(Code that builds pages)
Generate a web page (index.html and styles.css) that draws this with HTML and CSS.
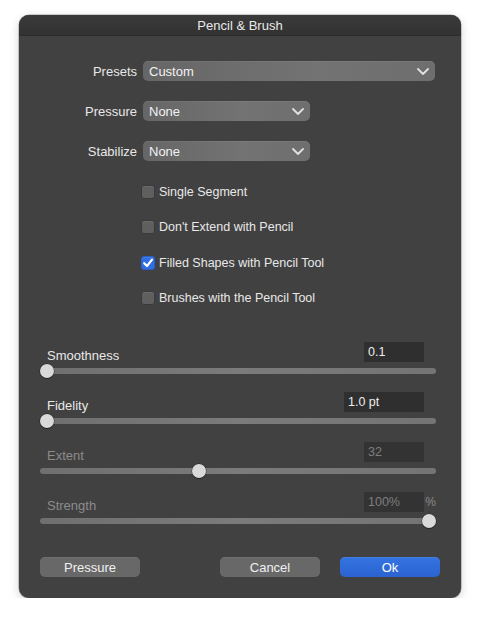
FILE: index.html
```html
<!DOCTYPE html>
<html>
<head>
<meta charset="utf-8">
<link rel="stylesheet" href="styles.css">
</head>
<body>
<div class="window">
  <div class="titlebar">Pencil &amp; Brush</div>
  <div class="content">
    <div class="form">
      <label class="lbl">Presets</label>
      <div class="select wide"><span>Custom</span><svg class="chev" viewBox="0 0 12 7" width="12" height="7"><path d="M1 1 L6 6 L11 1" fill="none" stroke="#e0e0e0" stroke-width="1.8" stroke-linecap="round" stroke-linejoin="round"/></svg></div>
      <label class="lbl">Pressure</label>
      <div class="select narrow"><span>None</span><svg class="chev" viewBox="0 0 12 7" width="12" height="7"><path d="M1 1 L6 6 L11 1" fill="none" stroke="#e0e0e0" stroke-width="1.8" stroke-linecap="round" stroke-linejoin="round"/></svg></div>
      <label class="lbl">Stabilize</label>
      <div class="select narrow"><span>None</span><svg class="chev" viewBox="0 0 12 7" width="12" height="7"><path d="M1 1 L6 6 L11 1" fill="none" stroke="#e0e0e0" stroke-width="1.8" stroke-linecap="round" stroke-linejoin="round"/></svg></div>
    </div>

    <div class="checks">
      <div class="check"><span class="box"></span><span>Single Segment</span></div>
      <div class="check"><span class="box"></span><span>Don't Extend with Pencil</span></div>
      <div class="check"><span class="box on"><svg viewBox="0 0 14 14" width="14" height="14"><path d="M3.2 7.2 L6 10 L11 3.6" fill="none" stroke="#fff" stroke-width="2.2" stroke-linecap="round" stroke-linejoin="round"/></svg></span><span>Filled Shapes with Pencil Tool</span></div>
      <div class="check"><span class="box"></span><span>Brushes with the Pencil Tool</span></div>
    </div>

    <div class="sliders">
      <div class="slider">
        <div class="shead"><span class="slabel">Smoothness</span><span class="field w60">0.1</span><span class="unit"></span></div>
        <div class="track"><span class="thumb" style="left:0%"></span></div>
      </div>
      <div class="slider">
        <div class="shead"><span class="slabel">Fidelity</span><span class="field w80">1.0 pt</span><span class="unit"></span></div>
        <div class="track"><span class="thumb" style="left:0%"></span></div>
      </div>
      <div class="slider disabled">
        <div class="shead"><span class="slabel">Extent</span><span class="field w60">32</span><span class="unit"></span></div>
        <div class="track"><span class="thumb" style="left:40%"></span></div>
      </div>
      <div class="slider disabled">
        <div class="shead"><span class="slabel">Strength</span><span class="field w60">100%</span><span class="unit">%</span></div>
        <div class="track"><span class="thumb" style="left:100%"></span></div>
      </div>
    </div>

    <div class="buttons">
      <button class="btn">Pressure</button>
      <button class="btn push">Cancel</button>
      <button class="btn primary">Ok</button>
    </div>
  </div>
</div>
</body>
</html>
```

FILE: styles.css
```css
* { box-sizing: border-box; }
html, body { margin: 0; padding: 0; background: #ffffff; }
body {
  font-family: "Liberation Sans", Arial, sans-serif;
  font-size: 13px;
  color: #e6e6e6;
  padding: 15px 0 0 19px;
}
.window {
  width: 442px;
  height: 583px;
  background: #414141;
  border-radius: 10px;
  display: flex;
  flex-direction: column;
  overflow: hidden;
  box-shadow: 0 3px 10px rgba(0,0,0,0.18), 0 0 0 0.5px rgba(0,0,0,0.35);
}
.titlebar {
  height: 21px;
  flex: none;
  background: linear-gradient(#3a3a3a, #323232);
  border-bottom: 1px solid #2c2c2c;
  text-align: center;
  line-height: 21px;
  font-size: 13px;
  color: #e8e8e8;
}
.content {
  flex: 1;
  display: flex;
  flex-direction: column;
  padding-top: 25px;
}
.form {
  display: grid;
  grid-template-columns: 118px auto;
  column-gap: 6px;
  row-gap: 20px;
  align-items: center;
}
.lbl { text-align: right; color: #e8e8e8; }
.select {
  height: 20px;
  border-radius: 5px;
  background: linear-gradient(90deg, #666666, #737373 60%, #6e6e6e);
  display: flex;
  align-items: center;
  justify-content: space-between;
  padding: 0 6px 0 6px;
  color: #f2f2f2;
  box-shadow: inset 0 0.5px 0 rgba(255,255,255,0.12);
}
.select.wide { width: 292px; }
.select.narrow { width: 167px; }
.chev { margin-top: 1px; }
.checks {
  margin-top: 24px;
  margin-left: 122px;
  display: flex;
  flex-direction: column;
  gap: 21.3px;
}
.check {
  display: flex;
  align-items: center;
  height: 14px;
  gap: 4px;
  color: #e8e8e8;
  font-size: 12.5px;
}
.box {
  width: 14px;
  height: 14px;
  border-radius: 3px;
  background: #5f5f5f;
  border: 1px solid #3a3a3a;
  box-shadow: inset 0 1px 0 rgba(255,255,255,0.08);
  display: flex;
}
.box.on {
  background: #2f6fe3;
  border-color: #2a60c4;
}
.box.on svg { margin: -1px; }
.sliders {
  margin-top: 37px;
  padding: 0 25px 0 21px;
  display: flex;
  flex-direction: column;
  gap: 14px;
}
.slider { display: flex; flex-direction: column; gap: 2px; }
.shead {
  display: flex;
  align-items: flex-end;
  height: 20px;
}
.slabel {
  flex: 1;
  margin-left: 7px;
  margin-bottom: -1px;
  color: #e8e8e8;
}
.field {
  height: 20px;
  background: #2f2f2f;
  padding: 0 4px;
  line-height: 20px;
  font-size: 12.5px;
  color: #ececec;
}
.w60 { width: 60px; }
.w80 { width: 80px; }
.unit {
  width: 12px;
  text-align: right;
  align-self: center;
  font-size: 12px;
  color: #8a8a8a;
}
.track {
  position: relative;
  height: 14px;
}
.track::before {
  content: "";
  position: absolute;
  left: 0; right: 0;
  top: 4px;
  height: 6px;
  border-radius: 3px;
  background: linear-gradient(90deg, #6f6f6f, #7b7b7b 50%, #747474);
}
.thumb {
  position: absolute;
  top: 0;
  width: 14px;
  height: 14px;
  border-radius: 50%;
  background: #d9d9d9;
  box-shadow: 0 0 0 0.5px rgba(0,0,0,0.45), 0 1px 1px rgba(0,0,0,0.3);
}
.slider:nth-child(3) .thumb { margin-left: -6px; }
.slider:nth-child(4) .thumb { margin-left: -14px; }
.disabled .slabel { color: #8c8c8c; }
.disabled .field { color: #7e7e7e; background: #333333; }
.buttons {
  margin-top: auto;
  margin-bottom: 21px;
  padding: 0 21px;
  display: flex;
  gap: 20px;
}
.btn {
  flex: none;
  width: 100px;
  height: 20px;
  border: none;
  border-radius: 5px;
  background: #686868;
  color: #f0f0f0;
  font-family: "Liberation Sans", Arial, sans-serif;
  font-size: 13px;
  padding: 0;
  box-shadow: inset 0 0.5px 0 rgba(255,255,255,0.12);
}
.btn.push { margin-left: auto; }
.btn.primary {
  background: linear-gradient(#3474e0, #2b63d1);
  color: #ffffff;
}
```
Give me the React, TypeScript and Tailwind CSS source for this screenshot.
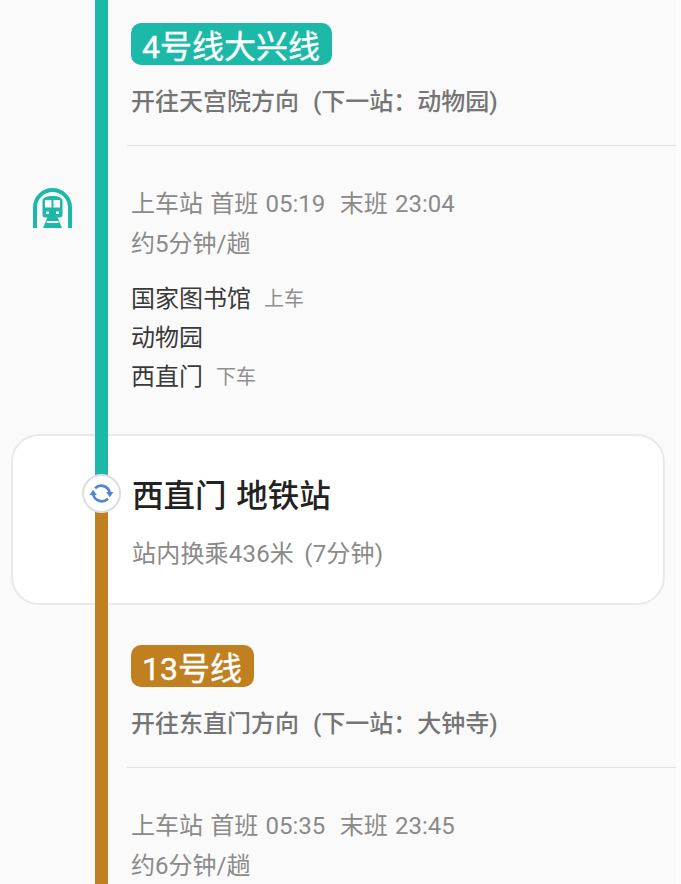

> What you should do:
With the pictures left out, transcribe the material exactly.

> Completed exercise:
Generate a web page (index.html and styles.css) that draws this with HTML and CSS.
FILE: index.html
```html
<!DOCTYPE html>
<html>
<head>
<meta charset="utf-8">
<link rel="stylesheet" href="styles.css">
</head>
<body>
<div class="window">
  <div class="titlebar">Pencil &amp; Brush</div>
  <div class="content">
    <div class="form">
      <label class="lbl">Presets</label>
      <div class="select wide"><span>Custom</span><svg class="chev" viewBox="0 0 12 7" width="12" height="7"><path d="M1 1 L6 6 L11 1" fill="none" stroke="#e0e0e0" stroke-width="1.8" stroke-linecap="round" stroke-linejoin="round"/></svg></div>
      <label class="lbl">Pressure</label>
      <div class="select narrow"><span>None</span><svg class="chev" viewBox="0 0 12 7" width="12" height="7"><path d="M1 1 L6 6 L11 1" fill="none" stroke="#e0e0e0" stroke-width="1.8" stroke-linecap="round" stroke-linejoin="round"/></svg></div>
      <label class="lbl">Stabilize</label>
      <div class="select narrow"><span>None</span><svg class="chev" viewBox="0 0 12 7" width="12" height="7"><path d="M1 1 L6 6 L11 1" fill="none" stroke="#e0e0e0" stroke-width="1.8" stroke-linecap="round" stroke-linejoin="round"/></svg></div>
    </div>

    <div class="checks">
      <div class="check"><span class="box"></span><span>Single Segment</span></div>
      <div class="check"><span class="box"></span><span>Don't Extend with Pencil</span></div>
      <div class="check"><span class="box on"><svg viewBox="0 0 14 14" width="14" height="14"><path d="M3.2 7.2 L6 10 L11 3.6" fill="none" stroke="#fff" stroke-width="2.2" stroke-linecap="round" stroke-linejoin="round"/></svg></span><span>Filled Shapes with Pencil Tool</span></div>
      <div class="check"><span class="box"></span><span>Brushes with the Pencil Tool</span></div>
    </div>

    <div class="sliders">
      <div class="slider">
        <div class="shead"><span class="slabel">Smoothness</span><span class="field w60">0.1</span><span class="unit"></span></div>
        <div class="track"><span class="thumb" style="left:0%"></span></div>
      </div>
      <div class="slider">
        <div class="shead"><span class="slabel">Fidelity</span><span class="field w80">1.0 pt</span><span class="unit"></span></div>
        <div class="track"><span class="thumb" style="left:0%"></span></div>
      </div>
      <div class="slider disabled">
        <div class="shead"><span class="slabel">Extent</span><span class="field w60">32</span><span class="unit"></span></div>
        <div class="track"><span class="thumb" style="left:40%"></span></div>
      </div>
      <div class="slider disabled">
        <div class="shead"><span class="slabel">Strength</span><span class="field w60">100%</span><span class="unit">%</span></div>
        <div class="track"><span class="thumb" style="left:100%"></span></div>
      </div>
    </div>

    <div class="buttons">
      <button class="btn">Pressure</button>
      <button class="btn push">Cancel</button>
      <button class="btn primary">Ok</button>
    </div>
  </div>
</div>
</body>
</html>
```

FILE: styles.css
```css
* { box-sizing: border-box; }
html, body { margin: 0; padding: 0; background: #ffffff; }
body {
  font-family: "Liberation Sans", Arial, sans-serif;
  font-size: 13px;
  color: #e6e6e6;
  padding: 15px 0 0 19px;
}
.window {
  width: 442px;
  height: 583px;
  background: #414141;
  border-radius: 10px;
  display: flex;
  flex-direction: column;
  overflow: hidden;
  box-shadow: 0 3px 10px rgba(0,0,0,0.18), 0 0 0 0.5px rgba(0,0,0,0.35);
}
.titlebar {
  height: 21px;
  flex: none;
  background: linear-gradient(#3a3a3a, #323232);
  border-bottom: 1px solid #2c2c2c;
  text-align: center;
  line-height: 21px;
  font-size: 13px;
  color: #e8e8e8;
}
.content {
  flex: 1;
  display: flex;
  flex-direction: column;
  padding-top: 25px;
}
.form {
  display: grid;
  grid-template-columns: 118px auto;
  column-gap: 6px;
  row-gap: 20px;
  align-items: center;
}
.lbl { text-align: right; color: #e8e8e8; }
.select {
  height: 20px;
  border-radius: 5px;
  background: linear-gradient(90deg, #666666, #737373 60%, #6e6e6e);
  display: flex;
  align-items: center;
  justify-content: space-between;
  padding: 0 6px 0 6px;
  color: #f2f2f2;
  box-shadow: inset 0 0.5px 0 rgba(255,255,255,0.12);
}
.select.wide { width: 292px; }
.select.narrow { width: 167px; }
.chev { margin-top: 1px; }
.checks {
  margin-top: 24px;
  margin-left: 122px;
  display: flex;
  flex-direction: column;
  gap: 21.3px;
}
.check {
  display: flex;
  align-items: center;
  height: 14px;
  gap: 4px;
  color: #e8e8e8;
  font-size: 12.5px;
}
.box {
  width: 14px;
  height: 14px;
  border-radius: 3px;
  background: #5f5f5f;
  border: 1px solid #3a3a3a;
  box-shadow: inset 0 1px 0 rgba(255,255,255,0.08);
  display: flex;
}
.box.on {
  background: #2f6fe3;
  border-color: #2a60c4;
}
.box.on svg { margin: -1px; }
.sliders {
  margin-top: 37px;
  padding: 0 25px 0 21px;
  display: flex;
  flex-direction: column;
  gap: 14px;
}
.slider { display: flex; flex-direction: column; gap: 2px; }
.shead {
  display: flex;
  align-items: flex-end;
  height: 20px;
}
.slabel {
  flex: 1;
  margin-left: 7px;
  margin-bottom: -1px;
  color: #e8e8e8;
}
.field {
  height: 20px;
  background: #2f2f2f;
  padding: 0 4px;
  line-height: 20px;
  font-size: 12.5px;
  color: #ececec;
}
.w60 { width: 60px; }
.w80 { width: 80px; }
.unit {
  width: 12px;
  text-align: right;
  align-self: center;
  font-size: 12px;
  color: #8a8a8a;
}
.track {
  position: relative;
  height: 14px;
}
.track::before {
  content: "";
  position: absolute;
  left: 0; right: 0;
  top: 4px;
  height: 6px;
  border-radius: 3px;
  background: linear-gradient(90deg, #6f6f6f, #7b7b7b 50%, #747474);
}
.thumb {
  position: absolute;
  top: 0;
  width: 14px;
  height: 14px;
  border-radius: 50%;
  background: #d9d9d9;
  box-shadow: 0 0 0 0.5px rgba(0,0,0,0.45), 0 1px 1px rgba(0,0,0,0.3);
}
.slider:nth-child(3) .thumb { margin-left: -6px; }
.slider:nth-child(4) .thumb { margin-left: -14px; }
.disabled .slabel { color: #8c8c8c; }
.disabled .field { color: #7e7e7e; background: #333333; }
.buttons {
  margin-top: auto;
  margin-bottom: 21px;
  padding: 0 21px;
  display: flex;
  gap: 20px;
}
.btn {
  flex: none;
  width: 100px;
  height: 20px;
  border: none;
  border-radius: 5px;
  background: #686868;
  color: #f0f0f0;
  font-family: "Liberation Sans", Arial, sans-serif;
  font-size: 13px;
  padding: 0;
  box-shadow: inset 0 0.5px 0 rgba(255,255,255,0.12);
}
.btn.push { margin-left: auto; }
.btn.primary {
  background: linear-gradient(#3474e0, #2b63d1);
  color: #ffffff;
}
```
Give me the React, TypeScript and Tailwind CSS source for this screenshot.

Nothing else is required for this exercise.